Annaleigh Calvert has to leave behind all she has ever known in London and travel to Yorkshire. There, at White Windows, nestled on the Moors, she is to be the housekeeper to the Twentymans, Marcus, the lonesome master and his widow sister Hester. But Annaleigh soon realises that the inhabitants of White Windows are not as they first seem and White Windows may not be her escape after all.
Sophia Tobin has created a wonderfully compelling story, one that wraps itself around you much like a moorland mist. All the characters are well drawn, each adding a layer to the story. Annaleigh is the focus, a mix of a woman willing to work hard, to be subservient but with a will that is at odds with her place in society, who’s anger and strength lies barely dormant just under the surface. She finds herself faced with challenges, conflicted between her opinions of the Twentymans. By failing to take heed of her misconceptions she changes the course of her life for ever. Marcus Twentyman is a contradictory figure. Often fleeting, his presence felt rather than seen, he is outwardly charming but has a malevolent air, one that runs throughout the novel. Then there is Thomas. He was a wonderful character, a seemingly a minor character but one who is pivotal to the story who perfectly juxtaposes Marcus.
As for the moors, they are as central to the story as any character. Sophia Tobin vividly portrays the landscape, so easy was it to imagine White Windows, the village of Becket Bridge and the surrounding wilds of the moorland, with it’s beauty and danger being the perfect metaphor for the story of Annaleigh.
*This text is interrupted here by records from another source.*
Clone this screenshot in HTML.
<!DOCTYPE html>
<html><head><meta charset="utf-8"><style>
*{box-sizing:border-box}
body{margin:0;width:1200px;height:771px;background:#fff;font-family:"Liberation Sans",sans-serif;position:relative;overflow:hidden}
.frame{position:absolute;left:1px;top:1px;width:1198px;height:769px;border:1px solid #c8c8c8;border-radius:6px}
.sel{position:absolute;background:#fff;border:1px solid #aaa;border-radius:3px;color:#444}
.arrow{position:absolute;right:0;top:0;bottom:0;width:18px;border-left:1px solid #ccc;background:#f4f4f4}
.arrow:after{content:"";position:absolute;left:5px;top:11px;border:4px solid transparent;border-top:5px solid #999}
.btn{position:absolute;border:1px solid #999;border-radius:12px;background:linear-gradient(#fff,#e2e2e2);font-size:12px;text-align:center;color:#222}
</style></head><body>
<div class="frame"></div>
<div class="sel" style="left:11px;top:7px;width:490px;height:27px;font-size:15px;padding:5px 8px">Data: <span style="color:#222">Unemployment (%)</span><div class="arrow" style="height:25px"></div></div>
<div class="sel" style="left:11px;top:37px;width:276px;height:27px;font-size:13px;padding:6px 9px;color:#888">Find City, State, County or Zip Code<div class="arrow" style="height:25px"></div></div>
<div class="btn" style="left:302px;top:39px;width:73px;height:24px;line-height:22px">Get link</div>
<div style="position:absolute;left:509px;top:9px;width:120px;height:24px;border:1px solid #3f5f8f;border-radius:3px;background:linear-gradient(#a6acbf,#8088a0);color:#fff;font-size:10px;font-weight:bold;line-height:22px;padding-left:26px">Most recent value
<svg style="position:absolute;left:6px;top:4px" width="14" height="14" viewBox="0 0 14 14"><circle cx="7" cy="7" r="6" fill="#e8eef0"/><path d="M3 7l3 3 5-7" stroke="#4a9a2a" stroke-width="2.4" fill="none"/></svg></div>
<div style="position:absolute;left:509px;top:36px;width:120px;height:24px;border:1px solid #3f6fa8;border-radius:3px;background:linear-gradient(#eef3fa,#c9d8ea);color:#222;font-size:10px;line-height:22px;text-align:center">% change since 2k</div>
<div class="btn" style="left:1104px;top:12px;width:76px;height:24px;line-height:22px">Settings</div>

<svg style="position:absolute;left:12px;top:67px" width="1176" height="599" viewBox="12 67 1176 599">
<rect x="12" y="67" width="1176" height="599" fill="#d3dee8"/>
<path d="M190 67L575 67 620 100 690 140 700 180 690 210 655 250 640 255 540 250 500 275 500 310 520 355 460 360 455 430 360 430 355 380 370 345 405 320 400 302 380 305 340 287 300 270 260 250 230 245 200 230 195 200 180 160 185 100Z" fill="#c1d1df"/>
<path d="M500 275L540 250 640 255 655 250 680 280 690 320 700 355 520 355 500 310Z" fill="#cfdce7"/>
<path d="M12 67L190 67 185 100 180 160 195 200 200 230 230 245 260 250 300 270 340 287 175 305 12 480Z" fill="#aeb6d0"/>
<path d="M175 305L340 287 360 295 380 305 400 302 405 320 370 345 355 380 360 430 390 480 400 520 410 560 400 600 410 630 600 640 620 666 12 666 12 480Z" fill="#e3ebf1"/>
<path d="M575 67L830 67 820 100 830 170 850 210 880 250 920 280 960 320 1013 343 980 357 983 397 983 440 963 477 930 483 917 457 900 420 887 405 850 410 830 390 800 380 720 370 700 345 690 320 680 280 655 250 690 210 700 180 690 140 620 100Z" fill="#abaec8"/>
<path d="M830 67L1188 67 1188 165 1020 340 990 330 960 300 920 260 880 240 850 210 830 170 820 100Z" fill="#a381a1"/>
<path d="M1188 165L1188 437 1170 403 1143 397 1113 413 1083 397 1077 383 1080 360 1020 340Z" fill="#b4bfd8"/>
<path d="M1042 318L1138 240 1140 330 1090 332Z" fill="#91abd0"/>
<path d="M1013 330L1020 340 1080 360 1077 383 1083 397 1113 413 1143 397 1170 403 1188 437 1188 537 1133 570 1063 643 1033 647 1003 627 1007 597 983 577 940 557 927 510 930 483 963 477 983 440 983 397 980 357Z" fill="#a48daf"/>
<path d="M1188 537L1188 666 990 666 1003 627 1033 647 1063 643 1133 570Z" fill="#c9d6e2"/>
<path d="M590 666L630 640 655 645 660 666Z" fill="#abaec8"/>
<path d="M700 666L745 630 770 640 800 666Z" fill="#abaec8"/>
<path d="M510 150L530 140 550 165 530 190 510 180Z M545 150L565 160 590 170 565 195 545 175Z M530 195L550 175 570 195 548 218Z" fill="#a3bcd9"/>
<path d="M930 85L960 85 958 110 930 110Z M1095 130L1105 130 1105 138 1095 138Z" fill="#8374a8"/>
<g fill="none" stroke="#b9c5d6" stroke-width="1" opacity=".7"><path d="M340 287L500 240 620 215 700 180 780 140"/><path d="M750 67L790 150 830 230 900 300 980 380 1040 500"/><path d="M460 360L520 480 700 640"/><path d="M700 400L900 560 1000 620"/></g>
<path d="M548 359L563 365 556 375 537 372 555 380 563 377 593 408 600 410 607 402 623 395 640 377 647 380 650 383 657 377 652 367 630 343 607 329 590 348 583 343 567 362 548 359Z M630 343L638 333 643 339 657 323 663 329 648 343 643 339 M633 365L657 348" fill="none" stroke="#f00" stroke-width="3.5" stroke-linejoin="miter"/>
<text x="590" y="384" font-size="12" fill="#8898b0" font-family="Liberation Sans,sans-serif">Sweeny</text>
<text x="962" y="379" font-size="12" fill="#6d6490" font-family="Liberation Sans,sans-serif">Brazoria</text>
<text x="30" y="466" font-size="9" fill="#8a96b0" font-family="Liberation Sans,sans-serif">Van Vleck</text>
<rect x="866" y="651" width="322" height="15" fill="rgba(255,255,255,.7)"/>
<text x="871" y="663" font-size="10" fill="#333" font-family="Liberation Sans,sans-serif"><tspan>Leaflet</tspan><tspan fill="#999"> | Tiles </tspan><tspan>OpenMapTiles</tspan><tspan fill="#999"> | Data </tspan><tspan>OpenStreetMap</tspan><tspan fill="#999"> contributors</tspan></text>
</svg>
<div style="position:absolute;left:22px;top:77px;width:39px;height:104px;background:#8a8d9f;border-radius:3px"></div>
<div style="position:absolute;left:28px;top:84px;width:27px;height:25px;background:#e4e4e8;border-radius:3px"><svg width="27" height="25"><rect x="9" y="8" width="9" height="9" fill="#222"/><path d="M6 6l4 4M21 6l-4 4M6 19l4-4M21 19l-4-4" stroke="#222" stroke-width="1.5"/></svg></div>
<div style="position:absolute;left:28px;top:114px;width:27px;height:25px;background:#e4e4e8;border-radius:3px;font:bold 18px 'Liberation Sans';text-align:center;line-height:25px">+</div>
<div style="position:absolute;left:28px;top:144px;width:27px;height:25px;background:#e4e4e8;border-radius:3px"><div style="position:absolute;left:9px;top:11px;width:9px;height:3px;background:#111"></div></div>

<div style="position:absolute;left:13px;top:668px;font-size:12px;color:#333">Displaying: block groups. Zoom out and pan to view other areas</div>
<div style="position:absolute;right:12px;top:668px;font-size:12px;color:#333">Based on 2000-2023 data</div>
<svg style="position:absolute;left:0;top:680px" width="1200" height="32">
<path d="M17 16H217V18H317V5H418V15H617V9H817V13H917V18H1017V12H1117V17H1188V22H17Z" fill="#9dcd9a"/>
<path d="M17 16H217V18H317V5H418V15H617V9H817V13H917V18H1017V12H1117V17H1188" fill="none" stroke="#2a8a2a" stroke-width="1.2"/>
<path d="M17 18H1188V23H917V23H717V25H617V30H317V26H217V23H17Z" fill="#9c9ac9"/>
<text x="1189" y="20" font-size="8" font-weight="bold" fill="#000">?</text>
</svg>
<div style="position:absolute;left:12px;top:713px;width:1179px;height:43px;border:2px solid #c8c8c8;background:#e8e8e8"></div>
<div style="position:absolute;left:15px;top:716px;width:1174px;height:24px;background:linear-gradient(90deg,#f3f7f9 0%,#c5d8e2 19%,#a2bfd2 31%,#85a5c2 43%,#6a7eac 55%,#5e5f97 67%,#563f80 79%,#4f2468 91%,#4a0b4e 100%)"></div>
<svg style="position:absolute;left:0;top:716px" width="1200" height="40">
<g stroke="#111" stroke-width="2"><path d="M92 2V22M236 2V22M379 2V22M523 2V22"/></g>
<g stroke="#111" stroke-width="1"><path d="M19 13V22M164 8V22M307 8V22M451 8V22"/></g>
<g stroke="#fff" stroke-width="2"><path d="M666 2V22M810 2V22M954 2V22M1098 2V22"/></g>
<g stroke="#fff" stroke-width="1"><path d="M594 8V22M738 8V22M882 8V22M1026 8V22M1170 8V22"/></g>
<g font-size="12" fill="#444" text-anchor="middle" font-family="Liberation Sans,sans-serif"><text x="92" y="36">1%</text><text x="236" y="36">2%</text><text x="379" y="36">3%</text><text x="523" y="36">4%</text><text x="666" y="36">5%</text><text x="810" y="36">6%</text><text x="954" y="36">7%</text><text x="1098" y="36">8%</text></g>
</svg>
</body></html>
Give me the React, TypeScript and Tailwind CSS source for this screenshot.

Sometimes a book works it’s magic on you in the first few pages. It’s voice resonates and appeals to the reader in a way that the story envelopes you, pulling you along until the last page. This is one of those books. I often say that stories have atmospheres, a world that the reader in drawn into, that is unique to the author. The atmosphere of The Vanishing is encompassing and compelling, drawing you in and meaning the reader is soon invested in Annaleigh’s story.
The book is described as perfect for fans of Jane Eyre and The Miniaturist. However in The Vanishing there are no friendly staff to befriend the new servant and the madness is not contained in the attic but walks freely amongst the moors. If you aren’t a fan of either of the previously mentioned novels don’t let that put you off. The Vanishing is a highly original tale, one which takes a surprising and dark turn.
This is an engrossing and wonderfully gothic tale, that soon works its magic on the reader, transporting them to another time and to a gripping story. This is the first novel by Sophia Tobin I have read. I will have to read her other novels soon.